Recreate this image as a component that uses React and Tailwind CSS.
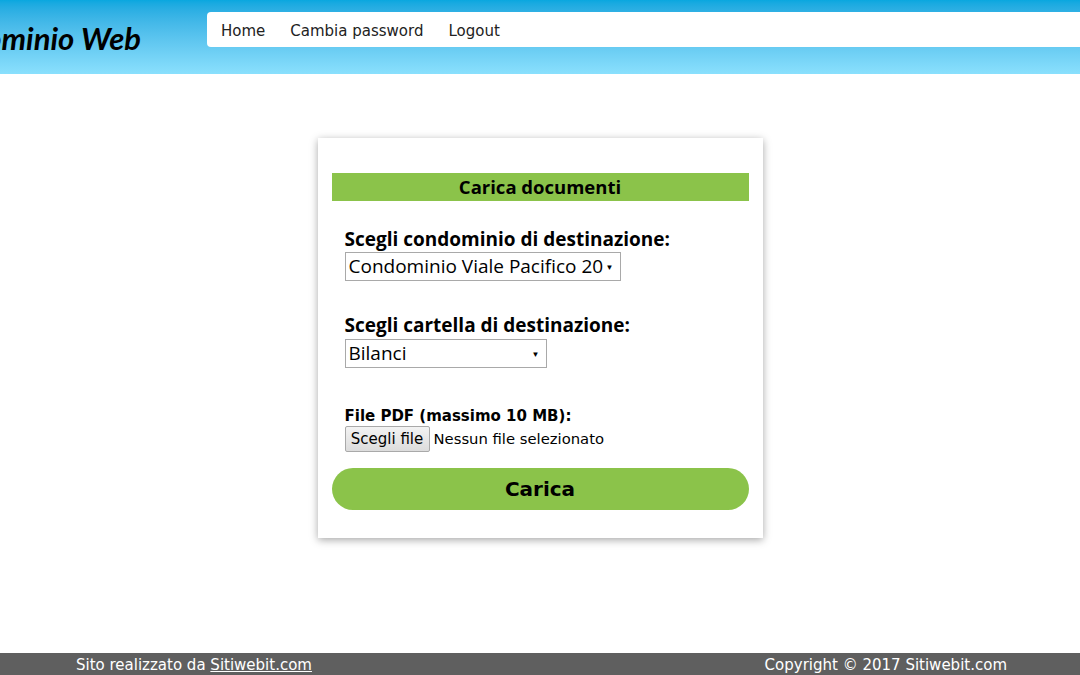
import React from 'react';

const SEGOE = { fontFamily: '"Open Sans", "Noto Sans", sans-serif' };

function FakeSelect({ value, width }) {
  return (
    <div
      className={`${width} h-[29px] border border-[#a9a9a9] bg-white flex items-center justify-between pl-[3px] pr-[6px] text-[19px] text-black leading-none`}
      style={SEGOE}
    >
      <span>{value}</span>
      <span className="text-[8px] text-black">▼</span>
    </div>
  );
}

export default function App() {
  return (
    <div className="min-h-[675px] flex flex-col bg-white" style={{ fontFamily: '"DejaVu Sans", Verdana, sans-serif' }}>
      {/* Header */}
      <header className="h-[74px] bg-linear-to-b from-[#08a7df] to-[#8ae0fd] flex items-start pt-[12px]">
        <div className="w-[207px] overflow-hidden flex justify-end pr-[66px] pt-[8px]">
          <span
            className="whitespace-nowrap text-[31px] font-bold italic text-black leading-[36px]"
            style={{ fontFamily: 'Lato, "Open Sans", sans-serif' }}
          >
            Condominio Web
          </span>
        </div>
        <nav className="flex-1 h-[35px] bg-white rounded-l-[4px] flex items-center pl-[14px] pt-[3px] gap-[25px] text-[15px] text-[#222]">
          <a>Home</a>
          <a>Cambia password</a>
          <a>Logout</a>
        </nav>
      </header>

      {/* Main */}
      <main className="flex-1 flex justify-center pt-[64px]">
        <div className="w-[445px] h-[400px] bg-white shadow-[0_2px_8px_rgba(0,0,0,0.35)] px-[14px] pt-[35px]">
          <div className="h-[28px] bg-[#8bc34a] flex items-center justify-center text-[18.5px] font-bold text-black" style={SEGOE}>
            Carica documenti
          </div>

          <div className="pl-[13px]">
            <div className="mt-[26px] text-[19px] font-bold text-black leading-[25px]" style={SEGOE}>
              Scegli condominio di destinazione:
            </div>
            <FakeSelect value="Condominio Viale Pacifico 20" width="w-[276px]" />

            <div className="mt-[32px] text-[19px] font-bold text-black leading-[25px]" style={SEGOE}>
              Scegli cartella di destinazione:
            </div>
            <div className="mt-[1px]">
              <FakeSelect value="Bilanci" width="w-[202px]" />
            </div>

            <div className="mt-[38px] text-[15px] font-bold text-black leading-[20px]">
              File PDF (massimo 10 MB):
            </div>
            <div className="flex items-center gap-[4px] text-[15px] text-black">
              <div className="h-[26px] w-[85px] border border-[#a9a9a9] rounded-[2px] bg-linear-to-b from-[#f3f3f3] to-[#dcdcdc] flex items-center justify-center">
                Scegli file
              </div>
              <span className="text-[14.8px]">Nessun file selezionato</span>
            </div>
          </div>

          <div className="mt-[16px] h-[42px] rounded-full bg-[#8bc34a] flex items-center justify-center text-[20px] font-bold text-black">
            Carica
          </div>
        </div>
      </main>

      {/* Footer */}
      <footer className="h-[22px] bg-[#5f5f5f] flex items-center justify-between pl-[76px] pr-[73px] pt-[2px] text-[15px] text-white">
        <span>
          Sito realizzato da <a className="underline">Sitiwebit.com</a>
        </span>
        <span>Copyright © 2017 Sitiwebit.com</span>
      </footer>
    </div>
  );
}
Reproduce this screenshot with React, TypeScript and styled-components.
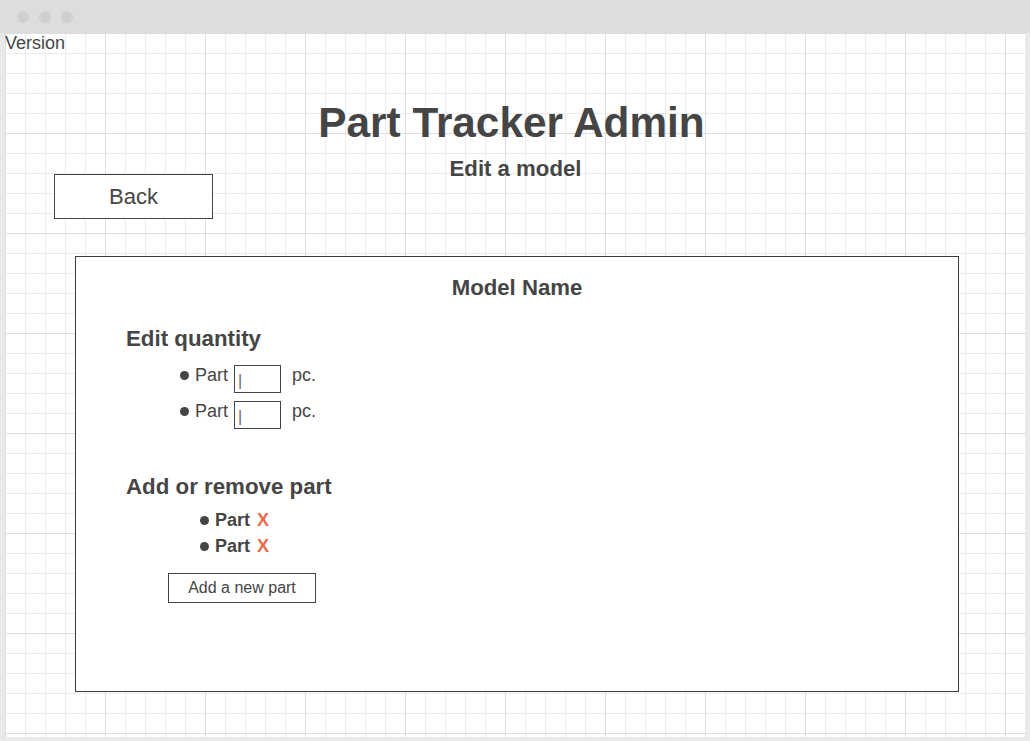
import React from "react";
import styled, { createGlobalStyle } from "styled-components";

const GlobalStyle = createGlobalStyle`
  html, body { margin: 0; padding: 0; }
  body {
    font-family: "Liberation Sans", Arial, sans-serif;
    color: #454545;
    background: #ffffff;
  }
  * { box-sizing: border-box; }
`;

const Window = styled.div`
  width: 1030px;
  height: 741px;
  display: flex;
  flex-direction: column;
  background: #e9e9e9;
  padding: 0 4px 4px 5px;
  overflow: hidden;
`;

const TitleBar = styled.div`
  height: 33px;
  margin: 0 -4px 0 -5px;
  background: #dddddd;
  display: flex;
  align-items: center;
  gap: 10px;
  padding-left: 17px;
`;

const Dot = styled.span`
  width: 12px;
  height: 12px;
  border-radius: 50%;
  background: #cfcfcf;
`;

const Canvas = styled.div`
  flex: 1;
  display: flex;
  flex-direction: column;
  background-color: #ffffff;
  background-image:
    linear-gradient(to right, #dedede 1px, transparent 1px),
    linear-gradient(to bottom, #dedede 1px, transparent 1px),
    linear-gradient(to right, #ececec 1px, transparent 1px),
    linear-gradient(to bottom, #ececec 1px, transparent 1px);
  background-size: 100px 100px, 100px 100px, 20px 20px, 20px 20px;
`;

const Version = styled.div`
  font-size: 18px;
  line-height: 20px;
  height: 20px;
`;

const Title = styled.h1`
  margin: 49px 0 0;
  padding-right: 8px;
  text-align: center;
  font-size: 42.3px;
  line-height: 42px;
  font-weight: bold;
`;

const SubRow = styled.div`
  margin-top: 14px;
  display: grid;
  grid-template-columns: 1fr auto 1fr;
  align-items: start;
`;

const Subtitle = styled.h2`
  margin: 0;
  font-size: 22.2px;
  line-height: 22px;
  font-weight: bold;
  text-align: center;
`;

const BackButton = styled.button`
  justify-self: start;
  margin: 16px 0 0 49px;
  width: 159px;
  height: 45px;
  background: #ffffff;
  border: 1px solid #444444;
  font-family: inherit;
  font-size: 22px;
  color: #454545;
  padding: 0;
`;

const Panel = styled.section`
  margin: 37px 0 0 70px;
  width: 884px;
  height: 436px;
  border: 1px solid #3a3a3a;
  background: #ffffff;
  padding: 20px 0 0 50px;
  display: flex;
  flex-direction: column;
`;

const PanelTitle = styled.h3`
  margin: 0 0 0 -50px;
  font-size: 22.2px;
  line-height: 22px;
  font-weight: bold;
  text-align: center;
`;

const SectionHeading = styled.h4<{ $top: number }>`
  margin: ${(p) => p.$top}px 0 0;
  font-size: 22.3px;
  line-height: 22px;
  font-weight: bold;
`;

const QtyList = styled.ul`
  list-style: none;
  margin: 15px 0 0;
  padding: 0 0 0 54px;
  display: flex;
  flex-direction: column;
  gap: 8px;
`;

const QtyRow = styled.li`
  display: flex;
  align-items: flex-start;
  height: 28px;
`;

const Label = styled.span<{ $bold?: boolean; $lh: number }>`
  display: inline-flex;
  align-items: center;
  font-size: 18px;
  line-height: ${(p) => p.$lh}px;
  font-weight: ${(p) => (p.$bold ? "bold" : "normal")};
  &::before {
    content: "";
    width: 9px;
    height: 9px;
    border-radius: 50%;
    background: #454545;
    margin-right: 6px;
  }
`;

const QtyLabel = styled(Label)`
  margin-top: 1px;
`;

const QtyBox = styled.div`
  width: 47px;
  height: 28px;
  margin-left: 6px;
  border: 1px solid #444444;
  display: flex;
  align-items: center;
  padding: 3px 0 0 3px;
  font-size: 16px;
  line-height: 1;
  color: #6a6a6a;
`;

const Unit = styled.span`
  margin: 1px 0 0 11px;
  font-size: 18px;
  line-height: 18px;
`;

const PartList = styled.ul`
  list-style: none;
  margin: 9px 0 0;
  padding: 0 0 0 74px;
`;

const PartRow = styled.li`
  display: flex;
  align-items: center;
  gap: 7px;
  height: 26px;
`;

const Remove = styled.span`
  color: #ec6a4a;
  font-size: 18px;
  font-weight: bold;
  line-height: 26px;
`;

const AddButton = styled.button`
  align-self: flex-start;
  margin: 14px 0 0 42px;
  width: 148px;
  height: 30px;
  background: #ffffff;
  border: 1px solid #444444;
  font-family: inherit;
  font-size: 16px;
  color: #454545;
  padding: 0;
`;

export default function App() {
  const qtyParts = ["Part", "Part"];
  const parts = ["Part", "Part"];
  return (
    <>
      <GlobalStyle />
      <Window>
        <TitleBar>
          <Dot />
          <Dot />
          <Dot />
        </TitleBar>
        <Canvas>
          <Version>Version</Version>
          <Title>Part Tracker Admin</Title>
          <SubRow>
            <BackButton>Back</BackButton>
            <Subtitle>Edit a model</Subtitle>
            <div />
          </SubRow>
          <Panel>
            <PanelTitle>Model Name</PanelTitle>
            <SectionHeading $top={29}>Edit quantity</SectionHeading>
            <QtyList>
              {qtyParts.map((p, i) => (
                <QtyRow key={i}>
                  <QtyLabel $lh={18}>{p}</QtyLabel>
                  <QtyBox>|</QtyBox>
                  <Unit>pc.</Unit>
                </QtyRow>
              ))}
            </QtyList>
            <SectionHeading $top={47}>Add or remove part</SectionHeading>
            <PartList>
              {parts.map((p, i) => (
                <PartRow key={i}>
                  <Label $bold $lh={26}>{p}</Label>
                  <Remove>X</Remove>
                </PartRow>
              ))}
            </PartList>
            <AddButton>Add a new part</AddButton>
          </Panel>
        </Canvas>
      </Window>
    </>
  );
}
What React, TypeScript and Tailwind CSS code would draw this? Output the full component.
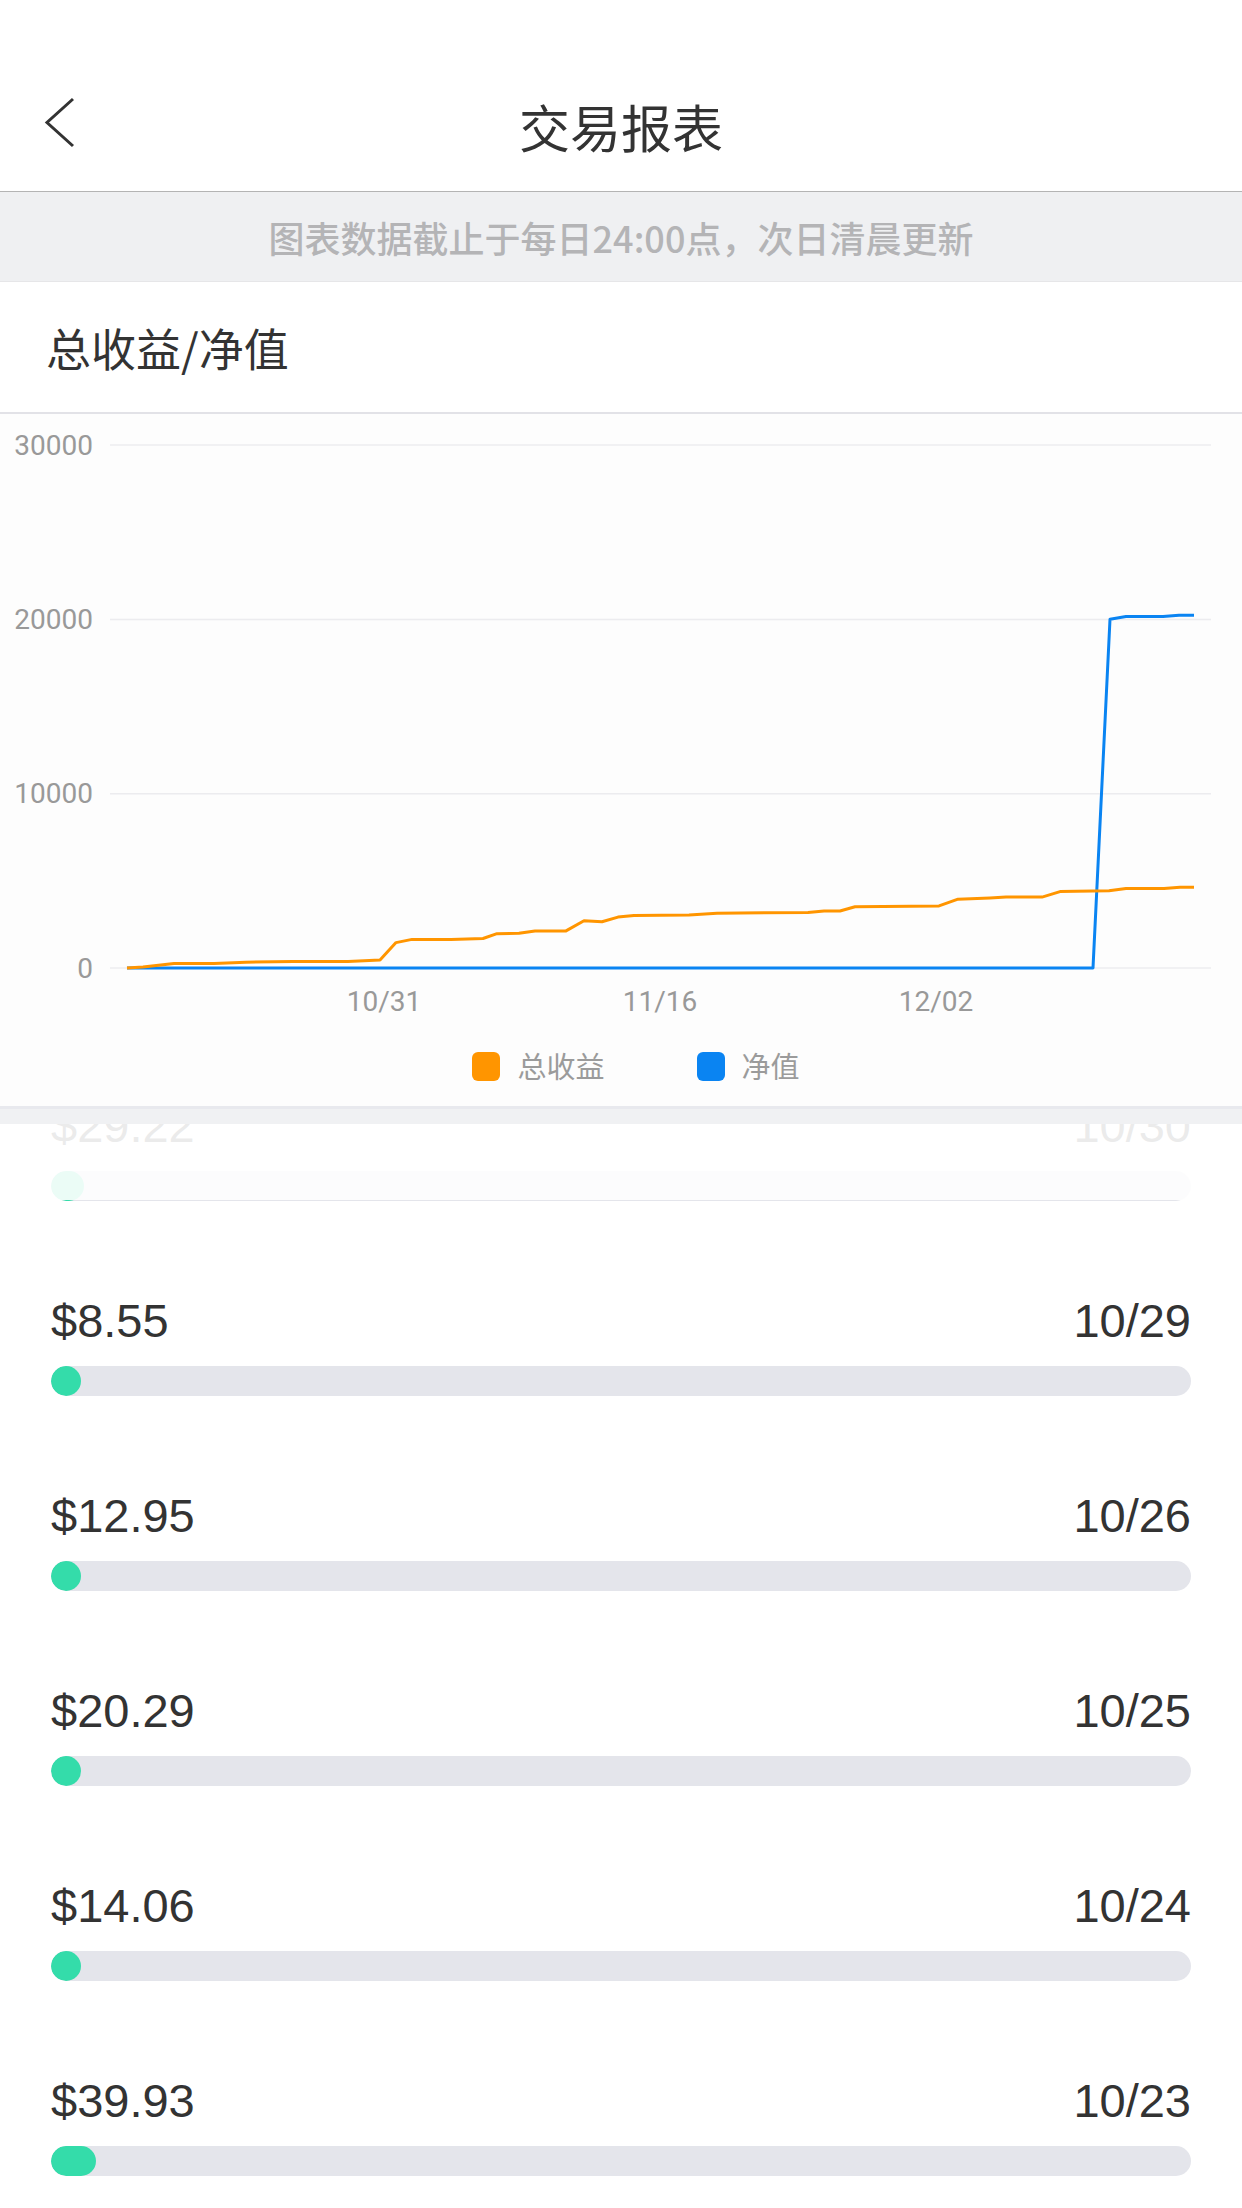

■ Directions
Look through the data above. Copy every line with the string "this" in it.

■ The answer
Recreate this image as a component that uses React and Tailwind CSS.
Reproduce this screenshot with React, TypeScript and styled-components.
What React, TypeScript and Tailwind CSS code would draw this? Output the full component.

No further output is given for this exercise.